Source data:
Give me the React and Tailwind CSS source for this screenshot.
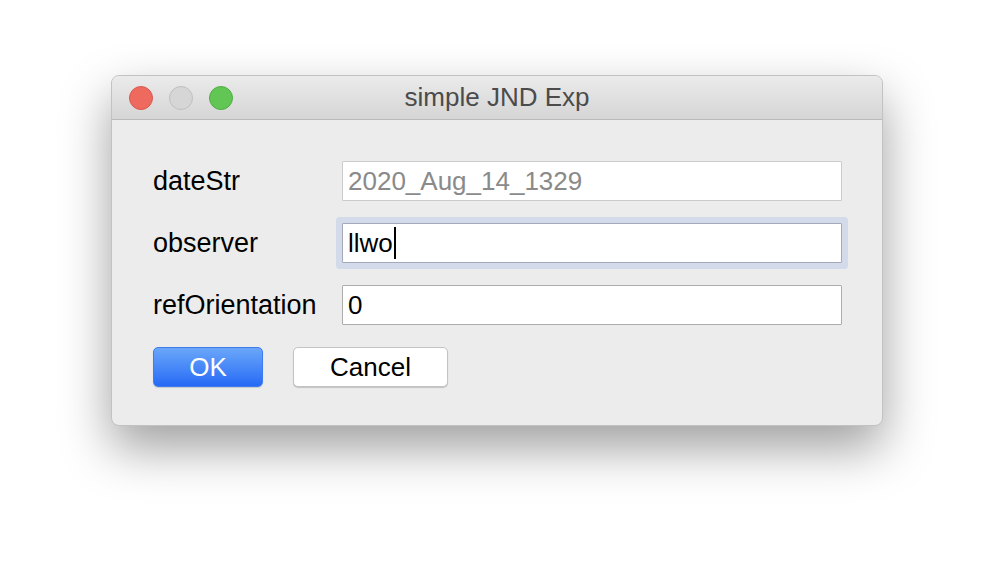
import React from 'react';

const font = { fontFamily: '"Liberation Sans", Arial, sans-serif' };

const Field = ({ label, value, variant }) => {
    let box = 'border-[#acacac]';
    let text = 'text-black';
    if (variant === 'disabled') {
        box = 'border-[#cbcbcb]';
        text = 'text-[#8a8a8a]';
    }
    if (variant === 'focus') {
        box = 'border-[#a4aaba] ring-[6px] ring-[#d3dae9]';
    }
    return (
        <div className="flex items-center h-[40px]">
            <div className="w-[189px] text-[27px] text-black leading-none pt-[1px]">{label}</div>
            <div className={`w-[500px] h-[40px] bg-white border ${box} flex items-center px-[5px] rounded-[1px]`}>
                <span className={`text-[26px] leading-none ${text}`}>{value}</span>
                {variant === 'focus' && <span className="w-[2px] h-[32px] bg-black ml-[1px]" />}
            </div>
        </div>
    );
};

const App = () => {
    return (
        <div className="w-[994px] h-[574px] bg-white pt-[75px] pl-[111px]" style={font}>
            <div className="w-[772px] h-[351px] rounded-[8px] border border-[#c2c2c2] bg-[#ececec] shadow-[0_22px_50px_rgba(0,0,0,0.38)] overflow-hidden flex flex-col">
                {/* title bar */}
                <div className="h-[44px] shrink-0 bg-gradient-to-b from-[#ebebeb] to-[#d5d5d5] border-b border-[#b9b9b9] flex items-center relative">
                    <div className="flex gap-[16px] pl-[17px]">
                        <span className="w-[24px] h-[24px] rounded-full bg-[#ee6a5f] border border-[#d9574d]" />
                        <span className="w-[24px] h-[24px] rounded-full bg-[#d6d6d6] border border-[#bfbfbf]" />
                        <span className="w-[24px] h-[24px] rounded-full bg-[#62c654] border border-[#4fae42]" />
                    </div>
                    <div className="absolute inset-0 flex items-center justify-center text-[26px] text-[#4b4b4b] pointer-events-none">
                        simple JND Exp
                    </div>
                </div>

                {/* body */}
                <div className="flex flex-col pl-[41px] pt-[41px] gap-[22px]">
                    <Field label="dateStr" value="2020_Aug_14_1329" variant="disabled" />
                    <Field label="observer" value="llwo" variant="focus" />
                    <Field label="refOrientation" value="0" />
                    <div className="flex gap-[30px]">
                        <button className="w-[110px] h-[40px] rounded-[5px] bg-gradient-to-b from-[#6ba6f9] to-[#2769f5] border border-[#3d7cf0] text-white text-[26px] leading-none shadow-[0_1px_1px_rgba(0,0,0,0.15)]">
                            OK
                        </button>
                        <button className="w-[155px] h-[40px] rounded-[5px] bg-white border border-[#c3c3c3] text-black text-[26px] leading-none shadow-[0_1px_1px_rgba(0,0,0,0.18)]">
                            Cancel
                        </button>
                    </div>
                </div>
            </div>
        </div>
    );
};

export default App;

Set task:
Say how many lines contain the string "React", giving nothing but the count.

Final result:
2